Aim of the task
Check every line of the material below for the string "this", and return the ones that have it.

Supplied entries
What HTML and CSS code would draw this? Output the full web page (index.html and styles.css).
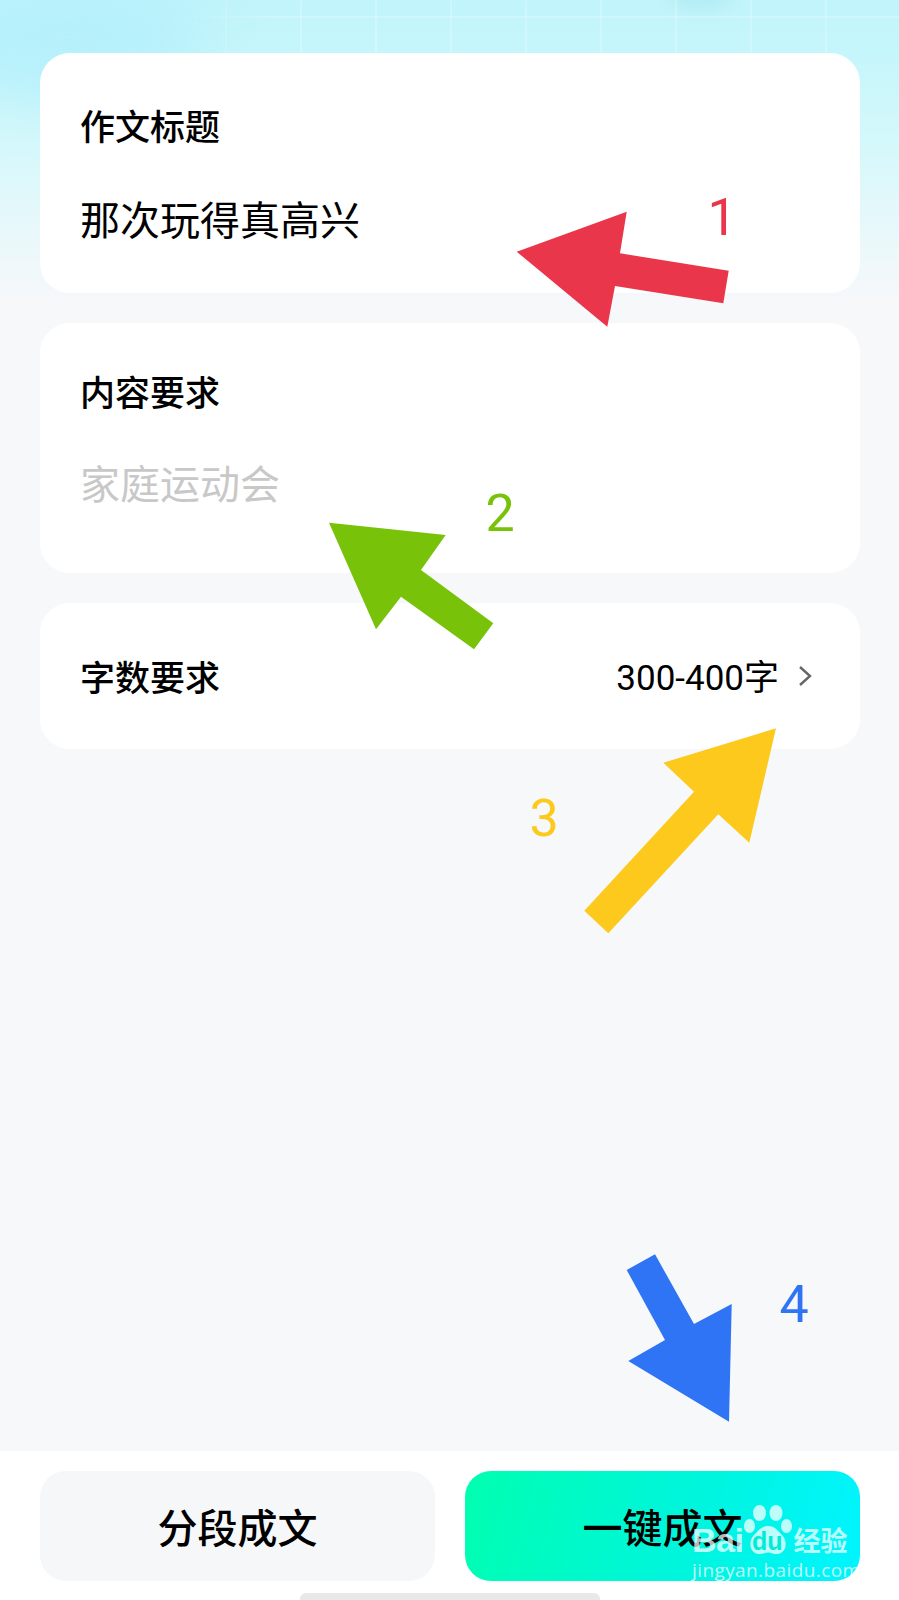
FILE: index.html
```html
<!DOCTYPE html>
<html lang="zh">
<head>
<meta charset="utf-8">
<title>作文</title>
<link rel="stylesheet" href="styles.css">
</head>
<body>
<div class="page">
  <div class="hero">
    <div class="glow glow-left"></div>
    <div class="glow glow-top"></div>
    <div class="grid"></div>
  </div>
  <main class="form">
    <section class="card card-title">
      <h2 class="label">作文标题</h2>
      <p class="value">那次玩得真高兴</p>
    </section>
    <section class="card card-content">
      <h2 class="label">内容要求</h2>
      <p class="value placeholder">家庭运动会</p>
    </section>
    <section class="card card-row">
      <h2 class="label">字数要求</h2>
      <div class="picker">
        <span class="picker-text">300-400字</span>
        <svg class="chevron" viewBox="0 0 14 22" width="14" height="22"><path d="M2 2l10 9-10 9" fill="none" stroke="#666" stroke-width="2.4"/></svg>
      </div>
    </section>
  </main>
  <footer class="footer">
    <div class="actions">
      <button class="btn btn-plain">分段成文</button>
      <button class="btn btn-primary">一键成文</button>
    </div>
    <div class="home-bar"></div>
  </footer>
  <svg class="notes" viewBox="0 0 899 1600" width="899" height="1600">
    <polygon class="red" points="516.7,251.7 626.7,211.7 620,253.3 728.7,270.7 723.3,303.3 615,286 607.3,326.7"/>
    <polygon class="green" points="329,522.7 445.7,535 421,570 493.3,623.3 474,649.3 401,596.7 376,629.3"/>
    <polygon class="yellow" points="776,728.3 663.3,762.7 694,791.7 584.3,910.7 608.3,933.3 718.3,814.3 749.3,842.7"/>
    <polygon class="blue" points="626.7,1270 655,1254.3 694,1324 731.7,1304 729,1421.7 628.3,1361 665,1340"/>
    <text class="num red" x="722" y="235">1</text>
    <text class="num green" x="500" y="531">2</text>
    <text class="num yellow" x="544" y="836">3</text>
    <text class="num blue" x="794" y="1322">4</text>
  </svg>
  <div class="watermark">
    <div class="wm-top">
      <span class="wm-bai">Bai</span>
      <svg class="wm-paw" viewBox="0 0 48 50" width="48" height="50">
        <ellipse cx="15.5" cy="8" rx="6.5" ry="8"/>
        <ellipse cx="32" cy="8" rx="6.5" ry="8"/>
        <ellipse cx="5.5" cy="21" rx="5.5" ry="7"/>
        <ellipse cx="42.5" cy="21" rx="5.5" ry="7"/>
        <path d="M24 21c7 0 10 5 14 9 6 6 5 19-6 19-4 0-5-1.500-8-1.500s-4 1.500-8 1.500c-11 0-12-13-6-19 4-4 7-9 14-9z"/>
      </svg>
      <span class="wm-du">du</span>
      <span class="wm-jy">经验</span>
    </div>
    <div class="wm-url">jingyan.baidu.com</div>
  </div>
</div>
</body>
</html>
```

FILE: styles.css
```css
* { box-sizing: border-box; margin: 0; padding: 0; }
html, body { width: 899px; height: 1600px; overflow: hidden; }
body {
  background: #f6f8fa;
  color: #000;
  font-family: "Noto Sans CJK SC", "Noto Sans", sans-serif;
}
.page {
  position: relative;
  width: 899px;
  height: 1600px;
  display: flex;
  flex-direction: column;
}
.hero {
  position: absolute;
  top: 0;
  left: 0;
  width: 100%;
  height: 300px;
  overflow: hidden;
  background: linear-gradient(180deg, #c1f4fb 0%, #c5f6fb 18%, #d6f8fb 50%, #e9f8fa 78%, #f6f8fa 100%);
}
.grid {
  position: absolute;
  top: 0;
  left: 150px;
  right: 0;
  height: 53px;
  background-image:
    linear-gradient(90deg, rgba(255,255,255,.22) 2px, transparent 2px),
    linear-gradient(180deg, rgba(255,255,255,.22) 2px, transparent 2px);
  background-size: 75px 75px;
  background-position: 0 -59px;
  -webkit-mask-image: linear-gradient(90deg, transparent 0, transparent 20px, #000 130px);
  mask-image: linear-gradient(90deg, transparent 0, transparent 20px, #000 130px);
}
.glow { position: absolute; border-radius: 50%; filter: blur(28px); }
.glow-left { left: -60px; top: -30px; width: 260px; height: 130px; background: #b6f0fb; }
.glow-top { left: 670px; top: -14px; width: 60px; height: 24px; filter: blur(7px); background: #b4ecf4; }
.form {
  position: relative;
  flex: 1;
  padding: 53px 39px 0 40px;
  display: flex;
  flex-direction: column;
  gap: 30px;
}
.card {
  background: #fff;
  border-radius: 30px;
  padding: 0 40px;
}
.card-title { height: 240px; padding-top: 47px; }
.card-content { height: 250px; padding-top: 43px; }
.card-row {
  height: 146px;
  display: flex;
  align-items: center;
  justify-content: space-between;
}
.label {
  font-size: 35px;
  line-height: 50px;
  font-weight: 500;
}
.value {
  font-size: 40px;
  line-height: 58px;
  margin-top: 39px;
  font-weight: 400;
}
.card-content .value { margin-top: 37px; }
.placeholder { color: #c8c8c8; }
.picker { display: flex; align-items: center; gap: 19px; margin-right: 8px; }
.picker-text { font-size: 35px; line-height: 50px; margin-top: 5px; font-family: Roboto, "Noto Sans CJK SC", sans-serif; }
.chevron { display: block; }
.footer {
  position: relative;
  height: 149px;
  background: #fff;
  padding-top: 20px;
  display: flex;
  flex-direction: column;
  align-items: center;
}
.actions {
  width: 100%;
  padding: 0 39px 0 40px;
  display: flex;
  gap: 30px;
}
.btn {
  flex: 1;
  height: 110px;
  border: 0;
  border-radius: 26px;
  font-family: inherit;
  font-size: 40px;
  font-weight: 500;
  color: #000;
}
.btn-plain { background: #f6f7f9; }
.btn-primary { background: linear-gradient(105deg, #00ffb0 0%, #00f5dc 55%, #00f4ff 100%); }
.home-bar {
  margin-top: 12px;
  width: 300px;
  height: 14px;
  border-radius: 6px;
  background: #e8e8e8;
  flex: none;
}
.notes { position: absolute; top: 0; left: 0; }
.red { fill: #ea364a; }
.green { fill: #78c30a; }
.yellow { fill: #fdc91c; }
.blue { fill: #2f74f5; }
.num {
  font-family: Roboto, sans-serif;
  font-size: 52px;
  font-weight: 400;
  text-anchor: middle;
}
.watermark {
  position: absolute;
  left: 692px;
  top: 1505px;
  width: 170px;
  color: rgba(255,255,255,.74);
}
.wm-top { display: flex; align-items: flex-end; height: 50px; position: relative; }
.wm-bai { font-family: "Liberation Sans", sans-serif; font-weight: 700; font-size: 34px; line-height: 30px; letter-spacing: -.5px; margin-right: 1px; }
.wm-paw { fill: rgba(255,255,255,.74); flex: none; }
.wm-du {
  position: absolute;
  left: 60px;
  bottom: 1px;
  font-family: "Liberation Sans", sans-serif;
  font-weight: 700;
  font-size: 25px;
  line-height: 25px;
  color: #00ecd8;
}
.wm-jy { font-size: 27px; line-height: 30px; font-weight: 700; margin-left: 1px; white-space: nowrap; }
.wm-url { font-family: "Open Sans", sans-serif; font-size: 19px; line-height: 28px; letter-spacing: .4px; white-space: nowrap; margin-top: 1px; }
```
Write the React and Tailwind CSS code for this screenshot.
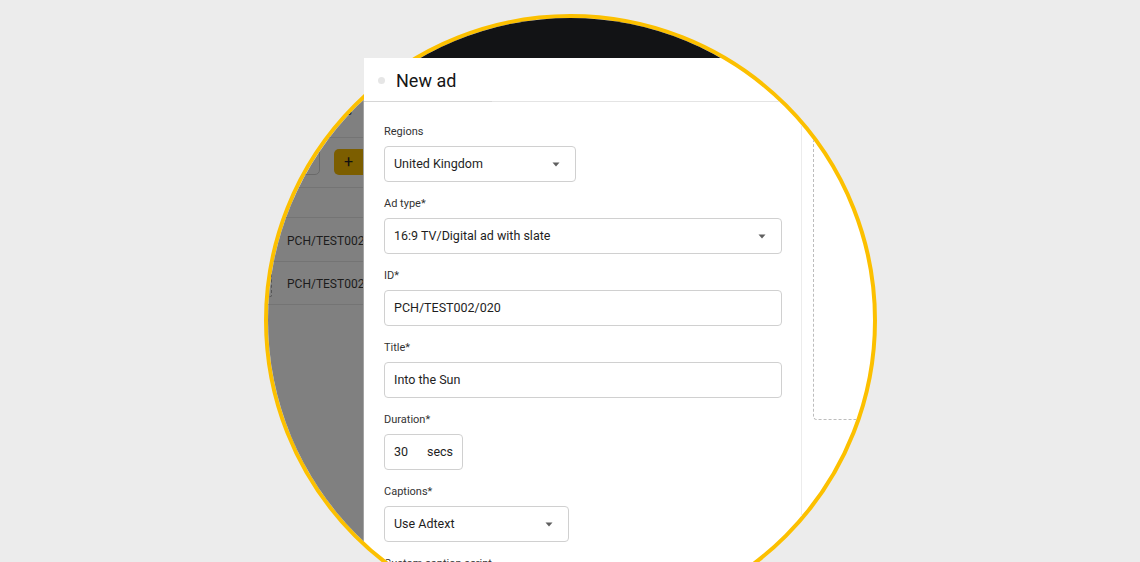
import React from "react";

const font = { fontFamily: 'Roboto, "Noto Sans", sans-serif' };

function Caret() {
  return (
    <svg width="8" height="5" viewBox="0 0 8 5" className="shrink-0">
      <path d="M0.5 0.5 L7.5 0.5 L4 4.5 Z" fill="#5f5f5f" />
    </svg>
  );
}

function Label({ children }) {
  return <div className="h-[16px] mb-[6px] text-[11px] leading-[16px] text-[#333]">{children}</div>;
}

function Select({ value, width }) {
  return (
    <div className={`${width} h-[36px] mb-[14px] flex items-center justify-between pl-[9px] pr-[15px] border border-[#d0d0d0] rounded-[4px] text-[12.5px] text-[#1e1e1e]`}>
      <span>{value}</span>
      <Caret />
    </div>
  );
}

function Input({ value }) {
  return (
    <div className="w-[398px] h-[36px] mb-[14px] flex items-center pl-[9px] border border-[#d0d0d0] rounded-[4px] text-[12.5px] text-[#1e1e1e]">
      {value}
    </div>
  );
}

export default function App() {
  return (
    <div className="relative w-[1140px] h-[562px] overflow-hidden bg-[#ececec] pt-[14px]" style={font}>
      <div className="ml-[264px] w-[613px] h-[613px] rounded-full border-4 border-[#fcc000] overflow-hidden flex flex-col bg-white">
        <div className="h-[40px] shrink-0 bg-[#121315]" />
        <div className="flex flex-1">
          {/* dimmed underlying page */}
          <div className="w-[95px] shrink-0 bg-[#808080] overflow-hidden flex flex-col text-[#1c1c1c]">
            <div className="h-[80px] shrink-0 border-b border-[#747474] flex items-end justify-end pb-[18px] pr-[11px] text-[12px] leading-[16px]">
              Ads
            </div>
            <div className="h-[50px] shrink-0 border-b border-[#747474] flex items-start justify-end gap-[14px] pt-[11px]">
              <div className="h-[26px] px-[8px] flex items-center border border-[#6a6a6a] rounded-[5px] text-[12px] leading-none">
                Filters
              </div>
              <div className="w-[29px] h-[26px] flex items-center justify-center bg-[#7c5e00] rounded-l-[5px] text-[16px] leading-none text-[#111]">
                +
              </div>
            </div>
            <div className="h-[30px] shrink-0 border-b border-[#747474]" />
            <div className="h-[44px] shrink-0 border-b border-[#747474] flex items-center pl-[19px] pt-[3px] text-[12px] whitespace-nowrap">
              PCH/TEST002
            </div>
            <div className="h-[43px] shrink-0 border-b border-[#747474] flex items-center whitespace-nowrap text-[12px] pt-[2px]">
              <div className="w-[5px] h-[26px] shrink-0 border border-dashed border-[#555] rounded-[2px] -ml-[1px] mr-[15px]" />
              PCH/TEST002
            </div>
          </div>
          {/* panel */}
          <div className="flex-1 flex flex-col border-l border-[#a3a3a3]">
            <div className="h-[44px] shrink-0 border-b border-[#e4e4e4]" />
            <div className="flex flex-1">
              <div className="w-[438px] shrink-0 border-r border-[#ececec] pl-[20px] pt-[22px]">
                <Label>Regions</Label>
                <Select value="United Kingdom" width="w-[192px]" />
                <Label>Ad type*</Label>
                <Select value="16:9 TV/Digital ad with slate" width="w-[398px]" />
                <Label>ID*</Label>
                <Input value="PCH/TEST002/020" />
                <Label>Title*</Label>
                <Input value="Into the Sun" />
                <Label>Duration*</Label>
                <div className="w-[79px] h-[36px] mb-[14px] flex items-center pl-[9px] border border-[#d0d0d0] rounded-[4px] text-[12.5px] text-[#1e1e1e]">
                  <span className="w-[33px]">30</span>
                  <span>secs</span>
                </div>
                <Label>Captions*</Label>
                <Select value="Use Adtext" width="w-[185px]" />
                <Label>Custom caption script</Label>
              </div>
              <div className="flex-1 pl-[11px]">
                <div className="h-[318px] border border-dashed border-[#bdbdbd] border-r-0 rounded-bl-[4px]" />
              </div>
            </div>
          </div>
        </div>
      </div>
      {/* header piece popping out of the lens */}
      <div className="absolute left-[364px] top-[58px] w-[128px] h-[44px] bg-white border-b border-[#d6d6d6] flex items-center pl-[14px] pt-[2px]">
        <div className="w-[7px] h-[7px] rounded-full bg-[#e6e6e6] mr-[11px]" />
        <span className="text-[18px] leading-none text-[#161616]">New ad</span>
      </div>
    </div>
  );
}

Correct output
What HTML and CSS code would draw this? Output the full web page (index.html and styles.css).
Write the React and Tailwind CSS code for this screenshot.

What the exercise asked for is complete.